Der Fußball als ewiger Glückspender und Wirtschaftsmotor: Diese naive Zuschreibung wird nicht mehr lange funktionieren. Es reicht nicht, die Wettbewerbe mit weiteren Teilnehmern zu vergrößern oder die Reichweite mit neuen Fernsehzeiten zu erweitern. Es ist ungenügend, dass die Deutsche Fußball-Liga die Vereine mit Zuschüssen ermuntert, ferne Märkte zu erschließen. Der Tunnelblick, der sich auf sportliche Helden und Versager richtet, hat sich abgenutzt. Die Überzeichnungsrhetorik von Funktionären wirkt nicht mehr wie smarte Geschäftsmäßigkeit – sie klingt nur noch weltfremd. Und das in Zeiten, in denen sich die Gesellschaften im Umbruch befinden, durch Migration und Wirtschaftskrisen, durch Terrorgefahr und Rechtspopulismus.
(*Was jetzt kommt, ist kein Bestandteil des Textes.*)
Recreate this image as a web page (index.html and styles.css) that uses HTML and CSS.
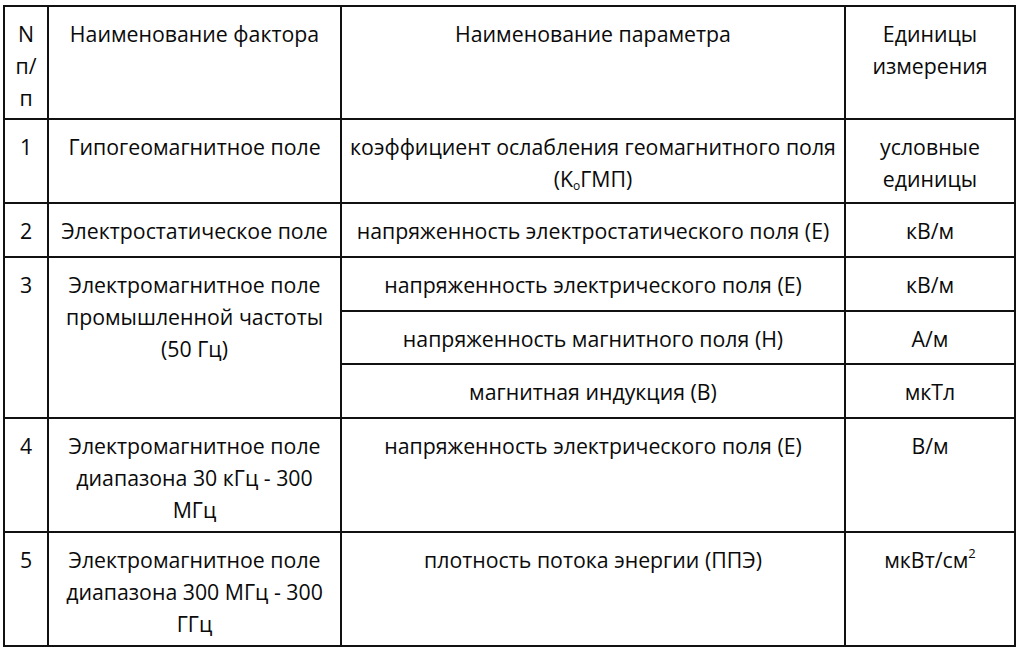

Der Fußball braucht eine neue Erzählung – und das Potenzial ist seit Jahren vorhanden. Seit der WM 2006 hat sich in Deutschland ein zivilgesellschaftliches Netz um den Fußball gespannt, das im weltweiten Sport einmalig ist, aber noch immer unterhalb der medialen Wahrnehmungsschwelle liegt. Etwa 90 Stiftungen nutzen den Fußball als Vermittlungsmedium für soziale Themen. Der DFB und die DFL investieren Millionen in ihre Projekte. Die Bundesligaklubs gründen Sozialabteilungen. In den Fankurven sind Dutzende Ultra-Gruppen aktiv, in den Amateurverbänden schauen Ehrenamtliche über den Rasen hinaus. Und auch das Netzwerk an Nichtregierungsorganisationen ist breiter geworden. Der Fußball bildet in der Gesellschaftspolitik einen soliden Zweig. Aber reicht das aus?
Überschwänglich binden Verbände und Vereine die Projekte in ihr Marketing ein, mit Hochglanzbroschüren und gönnerhaften Scheck-Überreichungen. So soll sich der Stadionkunde beim Trikotkauf etwas wohler fühlen. Dieses Buch aber möchte hinter die Fassade blicken und Orientierung geben. Zwischen Hilfsbereitschaft und Heuchelei. Dafür hat der Autor in einem Zeitraum von drei Jahren mehr als 80 Interviews geführt. Im Zentrum der Recherchen standen Menschen, die sich auf beeindruckende Art engagieren: Spieler wie Per Mertesacker, Ehrenamtliche wie Gerd Liesegang oder NGOs wie Discover Football. Einige von ihnen stoßen in ihrem Umfeld auf Widerstände und fühlen sich allein gelassen. Dadurch wird das zentrale Problem offensichtlich: Dem System Fußball fehlt eine ganzheitliche Strategie.